## To be done
Only the pictures are omitted; repeat all other data exactly.

## Data extract
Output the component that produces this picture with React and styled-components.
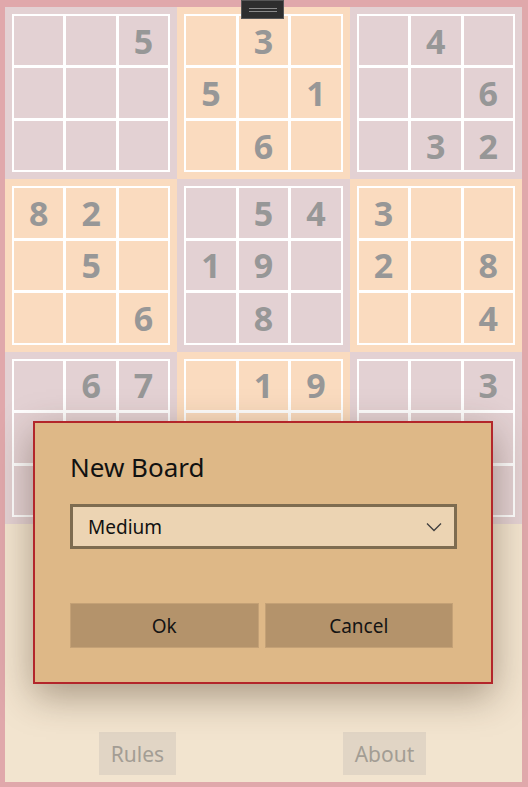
import React from "react";
import styled, { createGlobalStyle } from "styled-components";

const GlobalStyle = createGlobalStyle`
  html, body {
    margin: 0;
    padding: 0;
    background: #f2e4cf;
  }
  * {
    box-sizing: border-box;
  }
`;

const FONT = `"Noto Sans", "Open Sans", "DejaVu Sans", sans-serif`;

const boxes = [
  [null, null, 5, null, null, null, null, null, null],
  [null, 3, null, 5, null, 1, null, 6, null],
  [null, 4, null, null, null, 6, null, 3, 2],
  [8, 2, null, null, 5, null, null, null, 6],
  [null, 5, 4, 1, 9, null, null, 8, null],
  [3, null, null, 2, null, 8, null, null, 4],
  [null, 6, 7, null, null, null, null, null, null],
  [null, 1, 9, null, null, null, null, null, null],
  [null, null, 3, null, null, null, null, null, null],
];

const Window = styled.div`
  position: relative;
  width: 528px;
  height: 787px;
  border-style: solid;
  border-color: #e0a8ab;
  border-width: 7px 6px 5px 5px;
  background: #f2e4cf;
  display: flex;
  flex-direction: column;
  font-family: ${FONT};
`;

const DragHandle = styled.div`
  position: absolute;
  top: -7px;
  left: 236px;
  width: 43px;
  height: 19px;
  background: #2e2e2e;
  border: 1px solid #575757;
  display: flex;
  flex-direction: column;
  justify-content: center;
  align-items: center;
  gap: 2px;
  z-index: 2;

  &::before,
  &::after {
    content: "";
    width: 28px;
    height: 1px;
    background: #8a8a8a;
  }
`;

const Board = styled.div`
  display: grid;
  grid-template-columns: repeat(3, 1fr);
`;

const Box = styled.div`
  aspect-ratio: 1;
  padding: 7px;
  background: ${(p) => (p.$tone === "peach" ? "#fadbbf" : "#e3d1d3")};
`;

const CellGrid = styled.div`
  width: 100%;
  height: 100%;
  display: grid;
  grid-template-columns: repeat(3, 1fr);
  grid-template-rows: repeat(3, 1fr);
  gap: 3px;
  padding: 2px;
  background: #ffffff;
`;

const Cell = styled.div`
  background: ${(p) => (p.$tone === "peach" ? "#fadbbf" : "#e3d1d3")};
  display: flex;
  align-items: center;
  justify-content: center;
  font-size: 34px;
  font-weight: 700;
  color: #979797;
  line-height: 1;
`;

const Footer = styled.div`
  flex: 1;
  display: grid;
  grid-template-columns: 1fr 1fr;
  align-items: end;
  justify-items: center;
  padding: 0 14px 7px 9px;
`;

const FooterButton = styled.button`
  height: 43px;
  padding: 0 12px;
  border: none;
  background: #e1d5c5;
  color: #a39d94;
  font-family: ${FONT};
  font-size: 21px;
`;

const Dialog = styled.div`
  position: absolute;
  left: 28px;
  top: 414px;
  width: 460px;
  height: 263px;
  background: #deb887;
  border: 2px solid #b3262b;
  box-shadow: 0 12px 36px rgba(60, 40, 20, 0.4);
  padding: 26px 0 0 35px;
  display: flex;
  flex-direction: column;
`;

const Title = styled.div`
  font-size: 26px;
  color: #111111;
  line-height: 36px;
  margin-bottom: 19px;
`;

const Select = styled.div`
  width: 387px;
  height: 45px;
  border: 3px solid #7e6c50;
  background: #ecd4b3;
  display: flex;
  align-items: center;
  justify-content: space-between;
  padding: 0 12px 0 15px;
  font-size: 19px;
  color: #111111;
`;

const ButtonRow = styled.div`
  width: 383px;
  margin-top: 54px;
  display: grid;
  grid-template-columns: 1fr 1fr;
  gap: 6px;
`;

const DialogButton = styled.button`
  height: 45px;
  border: 1px solid #c4a176;
  background: #b4936b;
  color: #141414;
  font-family: ${FONT};
  font-size: 19px;
`;

const Chevron = () => (
  <svg width="16" height="10" viewBox="0 0 16 10" fill="none">
    <path d="M1 1.5 L8 8.5 L15 1.5" stroke="#3f3f3f" strokeWidth="1.3" />
  </svg>
);

export default function App() {
  return (
    <>
      <GlobalStyle />
      <Window>
        <DragHandle />
        <Board>
          {boxes.map((cells, b) => {
            const tone = b % 2 === 1 ? "peach" : "mauve";
            return (
              <Box key={b} $tone={tone}>
                <CellGrid>
                  {cells.map((v, i) => (
                    <Cell key={i} $tone={tone}>
                      {v}
                    </Cell>
                  ))}
                </CellGrid>
              </Box>
            );
          })}
        </Board>
        <Footer>
          <FooterButton>Rules</FooterButton>
          <FooterButton>About</FooterButton>
        </Footer>
        <Dialog>
          <Title>New Board</Title>
          <Select>
            <span>Medium</span>
            <Chevron />
          </Select>
          <ButtonRow>
            <DialogButton>Ok</DialogButton>
            <DialogButton>Cancel</DialogButton>
          </ButtonRow>
        </Dialog>
      </Window>
    </>
  );
}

## Response below
Output the component that produces this picture with React and styled-components.
import React from "react";
import styled, { createGlobalStyle } from "styled-components";

const GlobalStyle = createGlobalStyle`
  html, body {
    margin: 0;
    padding: 0;
    background: #f2e4cf;
  }
  * {
    box-sizing: border-box;
  }
`;

const FONT = `"Noto Sans", "Open Sans", "DejaVu Sans", sans-serif`;

const boxes = [
  [null, null, 5, null, null, null, null, null, null],
  [null, 3, null, 5, null, 1, null, 6, null],
  [null, 4, null, null, null, 6, null, 3, 2],
  [8, 2, null, null, 5, null, null, null, 6],
  [null, 5, 4, 1, 9, null, null, 8, null],
  [3, null, null, 2, null, 8, null, null, 4],
  [null, 6, 7, null, null, null, null, null, null],
  [null, 1, 9, null, null, null, null, null, null],
  [null, null, 3, null, null, null, null, null, null],
];

const Window = styled.div`
  position: relative;
  width: 528px;
  height: 787px;
  border-style: solid;
  border-color: #e0a8ab;
  border-width: 7px 6px 5px 5px;
  background: #f2e4cf;
  display: flex;
  flex-direction: column;
  font-family: ${FONT};
`;

const DragHandle = styled.div`
  position: absolute;
  top: -7px;
  left: 236px;
  width: 43px;
  height: 19px;
  background: #2e2e2e;
  border: 1px solid #575757;
  display: flex;
  flex-direction: column;
  justify-content: center;
  align-items: center;
  gap: 2px;
  z-index: 2;

  &::before,
  &::after {
    content: "";
    width: 28px;
    height: 1px;
    background: #8a8a8a;
  }
`;

const Board = styled.div`
  display: grid;
  grid-template-columns: repeat(3, 1fr);
`;

const Box = styled.div`
  aspect-ratio: 1;
  padding: 7px;
  background: ${(p) => (p.$tone === "peach" ? "#fadbbf" : "#e3d1d3")};
`;

const CellGrid = styled.div`
  width: 100%;
  height: 100%;
  display: grid;
  grid-template-columns: repeat(3, 1fr);
  grid-template-rows: repeat(3, 1fr);
  gap: 3px;
  padding: 2px;
  background: #ffffff;
`;

const Cell = styled.div`
  background: ${(p) => (p.$tone === "peach" ? "#fadbbf" : "#e3d1d3")};
  display: flex;
  align-items: center;
  justify-content: center;
  font-size: 34px;
  font-weight: 700;
  color: #979797;
  line-height: 1;
`;

const Footer = styled.div`
  flex: 1;
  display: grid;
  grid-template-columns: 1fr 1fr;
  align-items: end;
  justify-items: center;
  padding: 0 14px 7px 9px;
`;

const FooterButton = styled.button`
  height: 43px;
  padding: 0 12px;
  border: none;
  background: #e1d5c5;
  color: #a39d94;
  font-family: ${FONT};
  font-size: 21px;
`;

const Dialog = styled.div`
  position: absolute;
  left: 28px;
  top: 414px;
  width: 460px;
  height: 263px;
  background: #deb887;
  border: 2px solid #b3262b;
  box-shadow: 0 12px 36px rgba(60, 40, 20, 0.4);
  padding: 26px 0 0 35px;
  display: flex;
  flex-direction: column;
`;

const Title = styled.div`
  font-size: 26px;
  color: #111111;
  line-height: 36px;
  margin-bottom: 19px;
`;

const Select = styled.div`
  width: 387px;
  height: 45px;
  border: 3px solid #7e6c50;
  background: #ecd4b3;
  display: flex;
  align-items: center;
  justify-content: space-between;
  padding: 0 12px 0 15px;
  font-size: 19px;
  color: #111111;
`;

const ButtonRow = styled.div`
  width: 383px;
  margin-top: 54px;
  display: grid;
  grid-template-columns: 1fr 1fr;
  gap: 6px;
`;

const DialogButton = styled.button`
  height: 45px;
  border: 1px solid #c4a176;
  background: #b4936b;
  color: #141414;
  font-family: ${FONT};
  font-size: 19px;
`;

const Chevron = () => (
  <svg width="16" height="10" viewBox="0 0 16 10" fill="none">
    <path d="M1 1.5 L8 8.5 L15 1.5" stroke="#3f3f3f" strokeWidth="1.3" />
  </svg>
);

export default function App() {
  return (
    <>
      <GlobalStyle />
      <Window>
        <DragHandle />
        <Board>
          {boxes.map((cells, b) => {
            const tone = b % 2 === 1 ? "peach" : "mauve";
            return (
              <Box key={b} $tone={tone}>
                <CellGrid>
                  {cells.map((v, i) => (
                    <Cell key={i} $tone={tone}>
                      {v}
                    </Cell>
                  ))}
                </CellGrid>
              </Box>
            );
          })}
        </Board>
        <Footer>
          <FooterButton>Rules</FooterButton>
          <FooterButton>About</FooterButton>
        </Footer>
        <Dialog>
          <Title>New Board</Title>
          <Select>
            <span>Medium</span>
            <Chevron />
          </Select>
          <ButtonRow>
            <DialogButton>Ok</DialogButton>
            <DialogButton>Cancel</DialogButton>
          </ButtonRow>
        </Dialog>
      </Window>
    </>
  );
}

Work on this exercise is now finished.